Title :
Service-Oriented Reliable Problem Solving Environment for Scientific Computation
Author :
Liu, Cancan ; Zhang, Weimin ; Luo, Zhigang ; Liu, Hai ; Xiao, Lin
Author_Institution :
Sch. of Comput. Sci., Nat. Univ. of Defense Technol., Changsha
Abstract :
Due to the large-scale and long running of scientific computation under the dynamic and unsteady grid architecture, the capability of fault-tolerance of scientific workflow management system becomes more and more important.

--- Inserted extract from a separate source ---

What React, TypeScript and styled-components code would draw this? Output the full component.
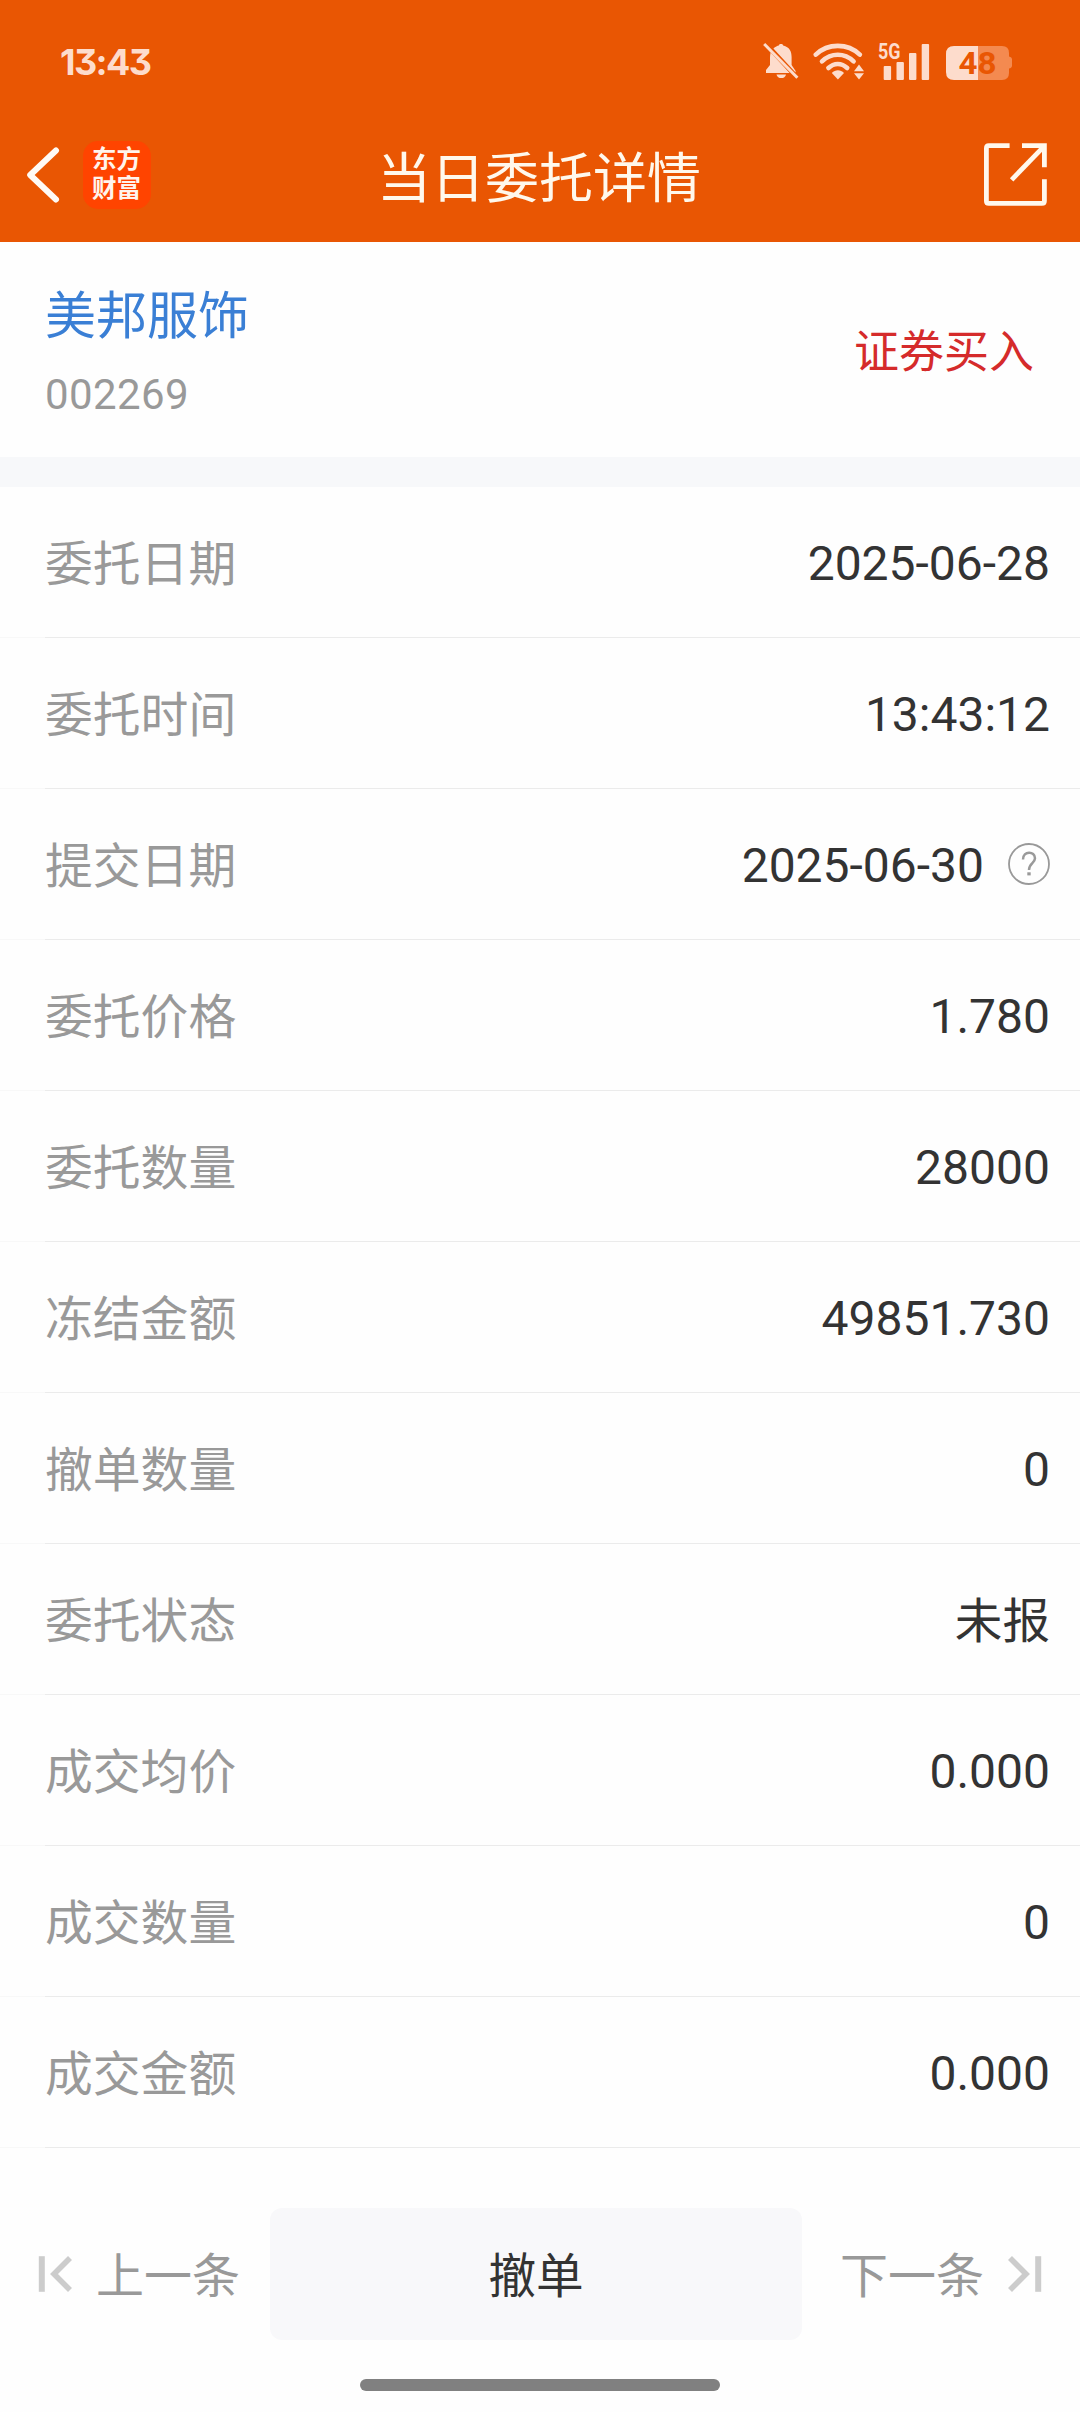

In order to handle inevitable failures of activities in workflow, we present a three-level recovery strategy in this paper: in the service level, we provide a distributed Service Agent (SA) for each activity to monitor the execution status of workflow activities and implement the retry-based recovery strategy by submitting the failed activity multiple times; then in the workflow level, workflow engine implements replication-based strategy by request the Service Factory (SF) to create another service instance on a different node and invoke the new service instance for replacement; while in the user level, we provide a user interface for the users to handle the failure on demand. At last, a reliable Problem Solving Environment (PSE) in climate domain called Ensemble Prediction Scientific Workflow (EPSWFlow) is presented. This approach can seamlessly embed the complex control-flow intensive recovery strategies within the dataflow process network. Moreover, it can enable the prediction process more robust and more reusable.
Keywords :
fault tolerant computing; workflow management software; Ensemble Prediction Scientific Workflow; Problem Solving Environment; distributed Service Agent; scientific workflow management system; service-oriented reliable problem solving environment; unsteady grid architecture; workflow engine; Computer architecture; Condition monitoring; Engines; Fault tolerant systems; Grid computing; Large-scale systems; Problem-solving; Production facilities; User interfaces; Workflow management software;
Conference_Titel :
Asia-Pacific Services Computing Conference, 2008. APSCC '08. IEEE
Conference_Location :
Yilan
Print_ISBN :
978-0-7695-3473-2
Electronic_ISBN :
978-0-7695-3473-2
DOI :
10.1109/APSCC.2008.118